* **COLLECTED DATA**
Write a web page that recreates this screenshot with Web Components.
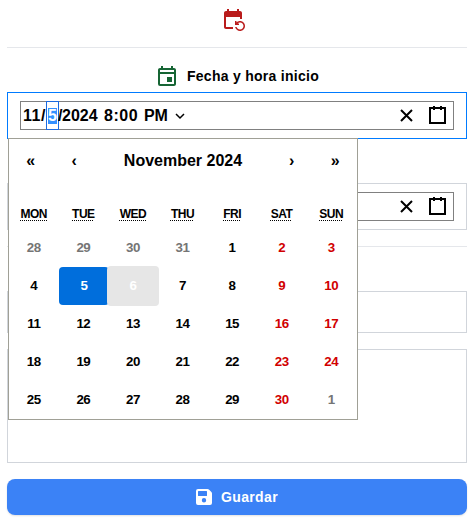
<!DOCTYPE html>
<html lang="es">
<head>
<meta charset="utf-8">
<title>Fecha y hora</title>
<style>
body { margin: 0; background: #fff; color: #000; font-family: "Liberation Sans", Arial, sans-serif; }
</style>
</head>
<body>
<event-form></event-form>
<script>
class UiIcon extends HTMLElement {
  connectedCallback() {
    const shapes = {
      repeat: ['0 0 24 24', '<path fill="currentColor" d="M21 12V6c0-1.1-.9-2-2-2h-1V2h-2v2H8V2H6v2H5c-1.1 0-1.99.9-1.99 2L3 20c0 1.1.89 2 2 2h7v-2H5V10h14v2h2zm-5.36 8c.43 1.45 1.77 2.5 3.36 2.5 1.93 0 3.5-1.57 3.5-3.5s-1.57-3.5-3.5-3.5c-.95 0-1.82.38-2.45 1H18V18h-4v-4h1.5v1.43c.9-.88 2.14-1.43 3.5-1.43 2.76 0 5 2.24 5 5s-2.24 5-5 5c-2.42 0-4.44-1.72-4.9-4h1.54z"/>'],
      event: ['0 0 24 24', '<path fill="currentColor" d="M19 4h-1V2h-2v2H8V2H6v2H5c-1.11 0-1.99.9-1.99 2L3 20a2 2 0 0 0 2 2h14c1.1 0 2-.9 2-2V6c0-1.1-.9-2-2-2zm0 16H5V10h14v10zm0-12H5V6h14v2zM12 13h5v5h-5z"/>'],
      save: ['0 0 16 16', '<path fill="currentColor" fill-rule="evenodd" d="M2 0h9.5a2 2 0 0 1 1.4.6l2.5 2.5a2 2 0 0 1 .6 1.4V14a2 2 0 0 1-2 2H2a2 2 0 0 1-2-2V2a2 2 0 0 1 2-2zM2.6 2a.6.6 0 0 0-.6.6v3.8a.6.6 0 0 0 .6.6h7.8a.6.6 0 0 0 .6-.6V2.6a.6.6 0 0 0-.6-.6zM8 9a2.2 2.2 0 1 0 0 4.4A2.2 2.2 0 0 0 8 9z"/>'],
      clear: ['0 0 19 19', '<path fill="none" stroke="currentColor" stroke-width="2" d="M4 4l11 11M15 4L4 15"/>'],
      calendar: ['0 0 19 19', '<g fill="none" stroke="currentColor" stroke-width="2"><rect x="2" y="2" width="15" height="15"/><path d="M6 0v4M13 0v4"/></g>'],
      chevron: ['0 0 10 10', '<path fill="none" stroke="currentColor" stroke-width="1.5" d="M1 3l4 4 4-4"/>']
    };
    const [box, art] = shapes[this.getAttribute('name')];
    this.attachShadow({ mode: 'open' }).innerHTML = `<style>
      :host { display: block; flex: none; width: var(--size, 24px); height: var(--size, 24px); }
      svg { display: block; width: 100%; height: 100%; }
    </style><svg viewBox="${box}">${art}</svg>`;
  }
}
customElements.define('ui-icon', UiIcon);

class DateField extends HTMLElement {
  connectedCallback() {
    this.attachShadow({ mode: 'open' }).innerHTML = `<style>
      :host { display: block; box-sizing: border-box; height: 47px; padding: 8px 12px; border: 1px solid #d1d5db; }
      :host([active]) { border-color: #007bff; }
      .wrap { box-sizing: border-box; height: 29px; border: 1px solid gray; display: flex; align-items: center; --size: 19px; gap: 12px; padding-right: 6px; }
      .value { flex: 1; align-self: stretch; display: flex; align-items: center; }
    </style><div class="wrap"><div class="value"><slot></slot></div><ui-icon name="clear"></ui-icon><ui-icon name="calendar"></ui-icon></div>`;
  }
}
customElements.define('date-field', DateField);

class DateValue extends HTMLElement {
  connectedCallback() {
    this.attachShadow({ mode: 'open' }).innerHTML = `<style>
      :host { display: flex; align-items: center; height: 27px; padding-left: 2px; font: bold 16px/18px "Liberation Sans", Arial, sans-serif; white-space: pre; }
      .month { width: 18px; letter-spacing: .4px; }
      .slash { width: 4px; }
      .day { box-sizing: border-box; width: 13px; height: 29px; margin: -1px 0 -1px 1px; border: 1px solid #1b6ae0; display: flex; align-items: center; justify-content: center; }
      .day span { background: #3390ff; color: #fff; width: 9px; height: 16px; line-height: 16px; }
      .day + .slash { margin-left: -1px; }
      .year { width: 42px; }
      .time { width: 40px; letter-spacing: .5px; }
      .half { width: 31px; letter-spacing: -.2px; }
      ui-icon { --size: 10px; }
    </style><span class="month">11</span><span class="slash">/</span><span class="day"><span>5</span></span><span class="slash">/</span><span class="year">2024</span><span class="time">8:00</span><span class="half">PM</span><ui-icon name="chevron"></ui-icon>`;
  }
}
customElements.define('date-value', DateValue);

class MonthCalendar extends HTMLElement {
  connectedCallback() {
    const names = ['MON', 'TUE', 'WED', 'THU', 'FRI', 'SAT', 'SUN'];
    let tiles = '';
    for (let i = 0; i < 35; i++) {
      const offset = i - 3;
      const outside = offset < 1 || offset > 30;
      const day = offset < 1 ? 31 + offset : offset > 30 ? offset - 30 : offset;
      const cls = outside ? 'outside' : day === 5 ? 'selected' : day === 6 ? 'disabled' : i % 7 > 4 ? 'weekend' : '';
      tiles += `<span class="${cls}">${day}</span>`;
    }
    this.attachShadow({ mode: 'open' }).innerHTML = `<style>
      :host { display: block; box-sizing: border-box; width: 350px; height: 282px; background: #fff; border: 1px solid #a0a096; font-weight: bold; }
      nav { display: flex; height: 44px; align-items: center; font-size: 16px; text-align: center; }
      nav span { width: 43.5px; }
      nav b { flex: 1; }
      .week, .days { display: grid; grid-template-columns: repeat(7, 1fr); text-align: center; margin-right: 1px; }
      .week { margin-top: 17px; height: 29px; line-height: 29px; font-size: 12px; letter-spacing: -.5px; }
      abbr { text-decoration: underline dotted 1px; text-underline-offset: 2px; }
      .days { grid-auto-rows: 38px; line-height: 38px; font-size: 13.333px; letter-spacing: -.5px; }
      .outside { color: #757575; }
      .weekend { color: #d10000; }
      .selected { background: #006edc; color: #fff; border-radius: 4px; margin-right: -1px; }
      .disabled { background: #e6e6e6; color: #fff; border-radius: 4px; margin: -1px; line-height: 40px; }
    </style>
    <nav><span>«</span><span>‹</span><b>November 2024</b><span>›</span><span>»</span></nav>
    <div class="week">${names.map(n => `<span><abbr>${n}</abbr></span>`).join('')}</div>
    <div class="days">${tiles}</div>`;
  }
}
customElements.define('month-calendar', MonthCalendar);

class SaveButton extends HTMLElement {
  connectedCallback() {
    this.attachShadow({ mode: 'open' }).innerHTML = `<style>
      :host { display: flex; height: 36px; align-items: center; justify-content: center; gap: 9px; background: #3b82f6; color: #fff; border-radius: 8px; box-shadow: 0 1px 2px rgba(0,0,0,.12); font: bold 14px/20px "Liberation Sans", Arial, sans-serif; letter-spacing: .35px; --size: 16px; }
    </style><ui-icon name="save"></ui-icon><slot></slot>`;
  }
}
customElements.define('save-button', SaveButton);

class EventForm extends HTMLElement {
  connectedCallback() {
    this.attachShadow({ mode: 'open' }).innerHTML = `<style>
      :host { display: flex; flex-direction: column; box-sizing: border-box; width: 469px; height: 525px; padding: 0 2px 0 7px; }
      header { height: 47px; box-sizing: border-box; padding-top: 7px; display: flex; justify-content: center; color: #b91c1c; padding-right: 8px; }
      .rule { height: 1px; background: #e5e7eb; }
      .label { display: flex; justify-content: center; align-items: center; height: 24px; margin: 16px 0 4px; gap: 8px; color: #166534; }
      .label b { color: #000; font-size: 14px; letter-spacing: .28px; }
      .picker { position: relative; }
      month-calendar { position: absolute; left: 1px; top: 46px; z-index: 1; }
      .end { margin: 44px 0 16px; }
      .box { box-sizing: border-box; border: 1px solid #d1d5db; }
      .line { height: 42px; margin: 44px 0 16px; }
      .area { height: 114px; margin-bottom: 16px; }
    </style>
    <header><ui-icon name="repeat"></ui-icon></header>
    <div class="rule"></div>
    <div class="label"><ui-icon name="event"></ui-icon><b>Fecha y hora inicio</b></div>
    <div class="picker"><date-field active><date-value></date-value></date-field><month-calendar></month-calendar></div>
    <date-field class="end"></date-field>
    <div class="rule"></div>
    <div class="box line"></div>
    <div class="box area"></div>
    <save-button>Guardar</save-button>`;
  }
}
customElements.define('event-form', EventForm);
</script>
</body>
</html>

* **EXERCISE TASK**
Return exactly what appears from the opening line of the material through the line with "customElements.define('ui-icon', UiIcon);", apart from the pictures.

* **TASK RESPONSE**
Write a web page that recreates this screenshot with Web Components.
<!DOCTYPE html>
<html lang="es">
<head>
<meta charset="utf-8">
<title>Fecha y hora</title>
<style>
body { margin: 0; background: #fff; color: #000; font-family: "Liberation Sans", Arial, sans-serif; }
</style>
</head>
<body>
<event-form></event-form>
<script>
class UiIcon extends HTMLElement {
  connectedCallback() {
    const shapes = {
      repeat: ['0 0 24 24', '<path fill="currentColor" d="M21 12V6c0-1.1-.9-2-2-2h-1V2h-2v2H8V2H6v2H5c-1.1 0-1.99.9-1.99 2L3 20c0 1.1.89 2 2 2h7v-2H5V10h14v2h2zm-5.36 8c.43 1.45 1.77 2.5 3.36 2.5 1.93 0 3.5-1.57 3.5-3.5s-1.57-3.5-3.5-3.5c-.95 0-1.82.38-2.45 1H18V18h-4v-4h1.5v1.43c.9-.88 2.14-1.43 3.5-1.43 2.76 0 5 2.24 5 5s-2.24 5-5 5c-2.42 0-4.44-1.72-4.9-4h1.54z"/>'],
      event: ['0 0 24 24', '<path fill="currentColor" d="M19 4h-1V2h-2v2H8V2H6v2H5c-1.11 0-1.99.9-1.99 2L3 20a2 2 0 0 0 2 2h14c1.1 0 2-.9 2-2V6c0-1.1-.9-2-2-2zm0 16H5V10h14v10zm0-12H5V6h14v2zM12 13h5v5h-5z"/>'],
      save: ['0 0 16 16', '<path fill="currentColor" fill-rule="evenodd" d="M2 0h9.5a2 2 0 0 1 1.4.6l2.5 2.5a2 2 0 0 1 .6 1.4V14a2 2 0 0 1-2 2H2a2 2 0 0 1-2-2V2a2 2 0 0 1 2-2zM2.6 2a.6.6 0 0 0-.6.6v3.8a.6.6 0 0 0 .6.6h7.8a.6.6 0 0 0 .6-.6V2.6a.6.6 0 0 0-.6-.6zM8 9a2.2 2.2 0 1 0 0 4.4A2.2 2.2 0 0 0 8 9z"/>'],
      clear: ['0 0 19 19', '<path fill="none" stroke="currentColor" stroke-width="2" d="M4 4l11 11M15 4L4 15"/>'],
      calendar: ['0 0 19 19', '<g fill="none" stroke="currentColor" stroke-width="2"><rect x="2" y="2" width="15" height="15"/><path d="M6 0v4M13 0v4"/></g>'],
      chevron: ['0 0 10 10', '<path fill="none" stroke="currentColor" stroke-width="1.5" d="M1 3l4 4 4-4"/>']
    };
    const [box, art] = shapes[this.getAttribute('name')];
    this.attachShadow({ mode: 'open' }).innerHTML = `<style>
      :host { display: block; flex: none; width: var(--size, 24px); height: var(--size, 24px); }
      svg { display: block; width: 100%; height: 100%; }
    </style><svg viewBox="${box}">${art}</svg>`;
  }
}
customElements.define('ui-icon', UiIcon);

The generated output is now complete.